While bankers and lawyers are writing the prospectus, they are educating the salesforce, typically with a presentation by the fixed-income research analyst. That support is critical, particularly in complex deals. When Morgan Stanley launched the first Chinese private non-government issue last year, based on a portfolio of power projects, the deal was so innovative the bank sent its utilities analyst, Robert Packer, to feel out investors ahead of the roadshow by Chinese officials.
Although some banks prefer a blanket approach to target all potential investors through initial sales calls, others say targeting core investors is more important. The investor focus also depends on whether the issue is, say, a global bond being sold worldwide, or a high-yield issue sold to a few US investors. William Battey, managing director at Credit Suisse First Boston in charge of yankee new issues, argues that targeting investors is the best approach. He says, about 4,000 investors account for 80% of the $1.5 trillion invested in corporate securities. The key audience, however, is only 10% of that. "We attack those guys and get them excited on the deal."

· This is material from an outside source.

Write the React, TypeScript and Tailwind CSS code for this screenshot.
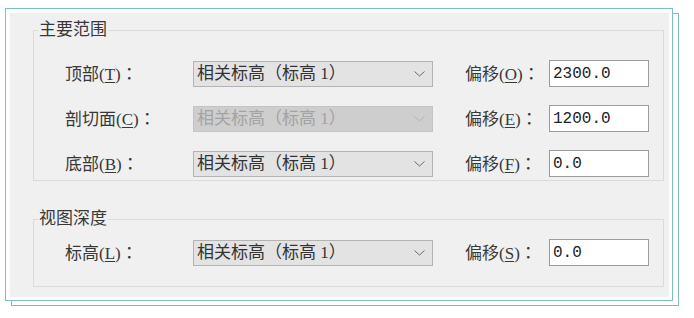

When CSFB did a $1.9 billion 144A yankee deal for Petronas, the A1/A plus rated Malaysian oil company, there were 18 lead buyers out of 160 investors. "We spent most of our time on the top 18." Those key investors create the momentum critical for a deal to take off. Petronas bonds became the largest non-US corporate bond issue completed, and the first global 144A, with the tightest pricing among all Asian issues for a single A corporate credit, establishing a new benchmark for Malaysian risk in the global markets. That was all possible, says Battey, because the lead-managers convinced investors the emerging market issue should trade more like a western oil company, such as AA-rated Chevron.